C’est donc la prière qui est le véritable patrimoine de l’Eglise indivise. L’icône est prière. C’est aussi la raison, pour laquelle toutes ces oeuvres, depuis la modeste icône copte de l’higuomène Menas, passant par les mosaïques de Ravenne, les fresques de Serbie ou de Novgorod, faites par Théophane le Grec, les icônes du Mont Sinaï ou le Jugement Dernier de Vladimir d’André Roubliov, mais aussi par la Sixtine ou d’autres fresques, toutes ces œuvres appartiennent à l’Eglise , car elles sont des dons à celui qui est le Maître de l’univers.

En même temps, ces œuvres sont différentes, tant par leur style que par leurs thèmes. Chaque peuple, chaque culture exprime les vérités de la foi à sa façon, non seulement selon leur idéal esthétique, mais aussi pour répondre aux questions de l’époque. Nous devons donc nous approcher des œuvres non comme des étrangers mais dans un esprit œcuménique. Chacun chante la louange de Dieu dans sa langue.
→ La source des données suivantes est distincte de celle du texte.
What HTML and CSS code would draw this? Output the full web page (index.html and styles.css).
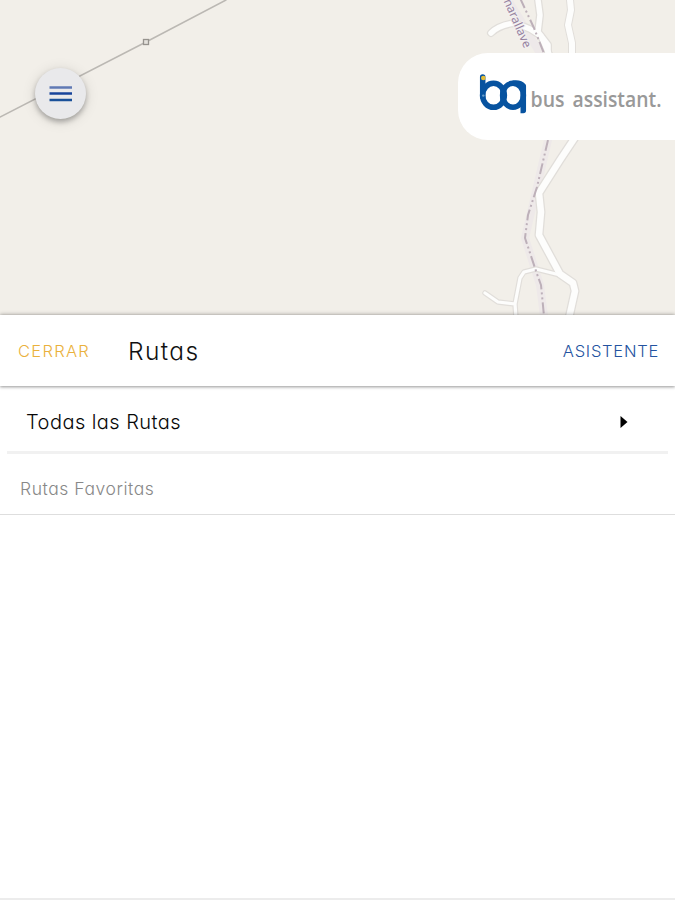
FILE: index.html
```
<!DOCTYPE html>
<html lang="es">
<head>
<meta charset="utf-8">
<meta name="viewport" content="width=device-width, initial-scale=1">
<title>Rutas</title>
<link rel="stylesheet" href="styles.css">
</head>
<body>
<section class="map">
  <svg class="map-art" viewBox="0 0 675 316" aria-hidden="true">
    <path class="power" d="M0 117L146 42L226 0"/>
    <rect class="pole" x="143.500" y="39.500" width="5" height="5"/>
    <path class="zone" d="M508 0L521 21L538 50L548 60L548 140L537 187L525 238L540 285L544 316"/>
    <g class="casing">
      <path class="minor" d="M491 33Q499 25 515 23L530 29L541 36L549 54"/>
      <path class="minor" d="M538 0L540 15L538 32L548 45V60"/>
      <path class="road" d="M570 0L571 10L568 25L572 43V60"/>
      <path class="major" d="M580 130L560 160L539 193L541 212L539 235L560 274L573 283L575 291L569 318"/>
      <path class="lane" d="M560 275L536 269L524 272L520 278L515 304L516 318M515 304L498 302L485 293"/>
    </g>
    <g class="fill">
      <path class="minor" d="M491 33Q499 25 515 23L530 29L541 36L549 54"/>
      <path class="minor" d="M538 0L540 15L538 32L548 45V60"/>
      <path class="road" d="M570 0L571 10L568 25L572 43V60"/>
      <path class="major" d="M580 130L560 160L539 193L541 212L539 235L560 274L573 283L575 291L569 318"/>
      <path class="lane" d="M560 275L536 269L524 272L520 278L515 304L516 318M515 304L498 302L485 293"/>
    </g>
    <path class="border" d="M520 -2L534 28L545 56M548 140L537 187L528 215L525 238L537 274L541 285L544 316"/>
    <text class="place" transform="translate(503.500 1) rotate(66.500)" textLength="52">harallave</text>
  </svg>
  <button class="menu" aria-label="Menú">
    <svg width="24" height="18" viewBox="0 0 24 18"><path d="M.5 2.500H23" stroke="#5f78b4"/><path d="M.5 8.500H23" stroke="#16439b"/><path d="M.5 15H23" stroke="#195099"/></svg>
  </button>
  <div class="brand">
    <svg width="190" height="50" viewBox="475 70 190 50">
      <g fill="none" stroke="#0753a0" stroke-width="5.500">
        <ellipse cx="493.500" cy="95.300" rx="10.900" ry="12"/>
        <ellipse cx="513" cy="95.300" rx="10.400" ry="12"/>
        <path d="M482.700 77V97" stroke-linecap="round"/>
        <path d="M513 83.200Q520 82 523.300 86V110.500H520.500" stroke-linejoin="round"/>
        <path d="M503 89V102"/>
      </g>
      <circle cx="483.300" cy="78" r="2.300" fill="#e4bd38"/>
      <circle cx="483.300" cy="95.600" r="1.200" fill="#6ca1cc"/>
      <text class="brand-name" x="530.500" y="107" textLength="34" lengthAdjust="spacingAndGlyphs">bus</text>
      <text class="brand-name" x="572.500" y="107" textLength="89" lengthAdjust="spacingAndGlyphs">assistant.</text>
    </svg>
  </div>
</section>
<main class="sheet">
  <header class="toolbar">
    <button class="close">CERRAR</button>
    <h1>Rutas</h1>
    <button class="assistant">ASISTENTE</button>
  </header>
  <div class="row">
    <span>Todas las Rutas</span>
    <svg width="8" height="12" viewBox="0 0 8 12"><path d="M0.500 0L7.500 6L0.500 12Z"/></svg>
  </div>
  <h2>Rutas Favoritas</h2>
  <div class="favorites"></div>
</main>
</body>
</html>
```

FILE: styles.css
```
* { box-sizing: border-box; }
body {
  margin: 0;
  height: 900px;
  display: flex;
  flex-direction: column;
  overflow: hidden;
  background: #fff;
  font-family: Inter, "Open Sans", sans-serif;
  font-feature-settings: "cv11";
}
button { border: 0; padding: 0; background: none; font: inherit; font-feature-settings: inherit; }
.map { position: relative; height: 315px; flex: none; background: #f2efe9; overflow: hidden; }
.map-art { display: block; width: 675px; height: 316px; }
.map-art path { fill: none; stroke-linejoin: round; stroke-linecap: round; }
.map-art .power { stroke: #bbb8b3; stroke-width: 1.5; }
.pole { fill: #e4e1dc; stroke: #96938e; stroke-width: 1.3; }
.map-art .zone { stroke: #eee9e9; stroke-width: 8; }
.casing path { stroke: #e1deda; }
.casing .minor { stroke-width: 8; }
.casing .road { stroke-width: 8; }
.casing .major { stroke-width: 9; }
.casing .lane { stroke-width: 5.5; }
.fill path { stroke: #fdfdfc; }
.fill .minor { stroke-width: 5.5; }
.fill .road { stroke-width: 6; }
.fill .major { stroke-width: 6.5; }
.fill .lane { stroke-width: 3.2; }
.map-art .border { stroke: #bdb0b9; stroke-width: 2; stroke-dasharray: 11 3 2 3 2 3; stroke-linecap: butt; }
.place { font: 12px "Noto Sans", sans-serif; fill: #96829e; stroke: #f2eff0; stroke-width: 2px; paint-order: stroke; }
.menu {
  position: absolute;
  left: 35px;
  top: 68px;
  width: 51px;
  height: 51px;
  border-radius: 50%;
  background: #e9e9eb;
  box-shadow: 0 3px 5px rgba(0,0,0,.26), 0 2px 14px rgba(0,0,0,.13);
  display: grid;
  place-items: center;
}
.menu path { stroke-width: 2.5; }
.brand {
  position: absolute;
  left: 458px;
  right: 0;
  top: 53px;
  height: 87px;
  padding: 17px 0 0 17px;
  background: #fff;
  border-radius: 30px 0 0 30px;
}
.brand svg { display: block; }
.brand-name { font: 600 21.5px "Open Sans", sans-serif; fill: #999; }
.sheet { position: relative; flex: 1; display: flex; flex-direction: column; background: #fff; box-shadow: 0 -1px 4px rgba(0,0,0,.2); }
.toolbar {
  height: 71px;
  flex: none;
  padding: 0 16px 0 18px;
  display: flex;
  align-items: center;
  box-shadow: 0 1px 3px rgba(0,0,0,.42);
}
.close, .assistant { font-size: 16.5px; line-height: 24px; font-weight: 300; }
.close { width: 110px; text-align: left; color: #eab13c; letter-spacing: 1.3px; }
h1 { margin: 0; font-size: 24.5px; line-height: 34px; font-weight: 300; letter-spacing: 1.4px; color: #111; }
.assistant { margin-left: auto; color: #2453a0; letter-spacing: .75px; }
.row {
  height: 68px;
  flex: none;
  margin: 0 7px;
  padding: 6px 40px 0 19px;
  display: flex;
  align-items: center;
  justify-content: space-between;
  border-bottom: 3px solid #f1f1f1;
  font-size: 20px;
  font-weight: 350;
  letter-spacing: .45px;
  color: #080808;
}
.row span { padding-top: 1px; }
h2 {
  margin: 0;
  height: 61px;
  flex: none;
  padding: 22px 20px 0;
  font-size: 17.5px;
  line-height: 25px;
  font-weight: 300;
  letter-spacing: .55px;
  color: #888;
  border-bottom: 1px solid #dedede;
}
.favorites { flex: 1; border-bottom: 2px solid #ececec; }
```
Et pourtant ce patrimoine doit nous rendre reconnaissants pour ce que nous avons reçu de nos frères : cette vérité que l’image n’est pas seulement une illustration ou un message, mais qu’elle reflète la révélation divine, car elle est liée à l’Incarnation. Qu’elle nous rappelle en même temps que Dieu dépasse notre imagination et que nous ne pouvons pas Le représenter avec nos formes terrestres, mais qu’Il accepte les œuvres de nos mains et de notre foi. Soyons reconnaissants de la richesse de la pensée de l’Eglise d’Orient et de sa liturgie manifestée par les icônes. Soyons enfin reconnaissants, de pouvoir grâce à leur inexprimable mystère, et malgré nos séparations, unir nos louanges, nous tous.